What to Watch: The Road to April 19

March 30 to April 5: The official campaign period opens. Watch closely for coalition signals from Radev toward Revival and BSP. Any formal alliance announcement confirms that the pro-Russian bloc is real and coordinated.

April 6 to 12: The final polling window before the pre-election blackout. The undecided figure at this stage will determine whether the result is foreseeable or chaotic.

April 13 to 18: Campaign blackout. No polls published. The ground game becomes everything: door-to-door canvassing, social media operations, diaspora mobilization.

April 19, Election Day: Turnout will be the critical variable.
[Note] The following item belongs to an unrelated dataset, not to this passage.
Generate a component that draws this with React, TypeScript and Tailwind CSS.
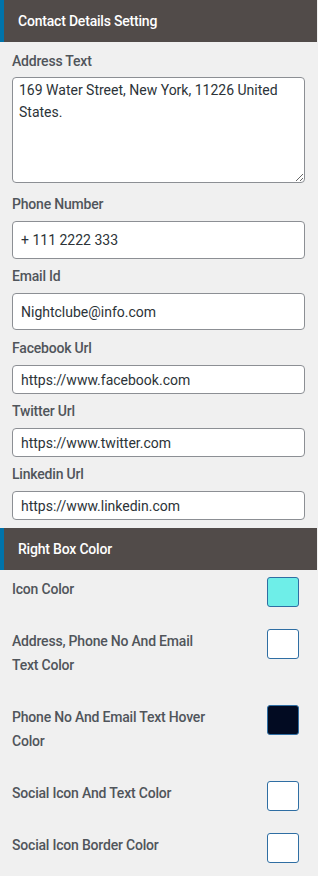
import React from "react";

interface FieldProps {
  label: string;
  value: string;
  heightClass: string;
}

function SectionHeader({ title }: { title: string }) {
  return (
    <div className="flex h-[42px] w-[317px] items-center border-l-4 border-[#0073aa] bg-[#514b49] pl-[14px]">
      <span className="text-[14px] font-medium tracking-[-0.2px] text-white">
        {title}
      </span>
    </div>
  );
}

function TextField({ label, value, heightClass }: FieldProps) {
  return (
    <div className="pt-[7px]">
      <div className="mb-[7px] text-[14px] leading-5 font-medium tracking-[-0.2px] text-[#50555b]">
        {label}
      </div>
      <input
        readOnly
        defaultValue={value}
        className={`${heightClass} block w-[293px] rounded-[4px] border border-[#8c8f94] bg-white px-2 text-[14px] text-[#2c3338] outline-none`}
      />
    </div>
  );
}

const colorRows = [
  { label: "Icon Color", color: "bg-[#6eeee8]", rowClass: "h-[52px]" },
  {
    label: "Address, Phone No And Email Text Color",
    color: "bg-white",
    rowClass: "h-[76px]",
  },
  {
    label: "Phone No And Email Text Hover Color",
    color: "bg-[#020b22]",
    rowClass: "h-[76px]",
  },
  { label: "Social Icon And Text Color", color: "bg-white", rowClass: "h-[52px]" },
  { label: "Social Icon Border Color", color: "bg-white", rowClass: "h-[44px]" },
];

export default function App() {
  return (
    <div className="min-h-[876px] w-[318px] bg-[#f0f0f0] font-['Roboto',sans-serif]">
      <SectionHeader title="Contact Details Setting" />

      <div className="px-3 pb-[8px]">
        {/* Address */}
        <div className="pt-[9px]">
          <div className="mb-[6px] text-[14px] leading-5 font-medium tracking-[-0.2px] text-[#50555b]">
            Address Text
          </div>
          <textarea
            readOnly
            defaultValue="169 Water Street, New York, 11226 United States."
            className="block h-[106px] w-[293px] rounded-[4px] border border-[#8c8f94] bg-white px-[6px] py-[1px] text-[14px] leading-[22px] text-[#2c3338] outline-none"
          />
        </div>

        <div className="pt-[4px]">
          <TextField label="Phone Number" value="+ 111 2222 333" heightClass="h-[38px]" />
        </div>
        <TextField label="Email Id" value="Nightclube@info.com" heightClass="h-[37px]" />
        <div className="pt-[1px]">
          <TextField label="Facebook Url" value="https://www.facebook.com" heightClass="h-[29px]" />
        </div>
        <TextField label="Twitter Url" value="https://www.twitter.com" heightClass="h-[29px]" />
        <TextField label="Linkedin Url" value="https://www.linkedin.com" heightClass="h-[29px]" />
      </div>

      <SectionHeader title="Right Box Color" />

      <div className="px-3 pt-[7px]">
        {colorRows.map((row) => (
          <div key={row.label} className={`${row.rowClass} flex items-start justify-between`}>
            <div className="w-[210px] text-[14px] leading-6 font-medium tracking-[-0.2px] text-[#50555b]">
              {row.label}
            </div>
            <div
              className={`${row.color} mr-[7px] h-[30px] w-[32px] rounded-[3px] border-[1.5px] border-[#2f6ea3]`}
            />
          </div>
        ))}
      </div>
    </div>
  );
}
Voter fatigue from seven elections tends to suppress pro-European urban voters disproportionately; these constituencies historically show lower participation in repeat elections.

April 20 to May 15: Coalition formation. If no party crosses 120 seats out of 240, weeks of negotiation follow. Peevski's DPS will extract maximum concessions from whichever bloc requires his support.

Late May to early June 2026: The earliest window for government action on defense exports. Any halt in ammunition transfers to Ukraine could take effect before summer, at precisely the period when battlefield dynamics in eastern Ukraine historically intensify.


Sofia's Crossroad

Nobody in Sofia is treating April 19 as just another election, and neither should Brussels. It is a stress test for European security architecture at a moment when Russia probes every available seam. Bulgaria will either reaffirm its commitments to the West or become the second EU member state to function, in effect, as Moscow's representative from within.

For NATO planners, contingency work should already be underway. For Bulgaria's undecided voters, the weight of this decision is difficult to overstate. And for the Kremlin, April 19 represents something that does not come often in geopolitics: a chance to secure a strategic victory without firing a single shot.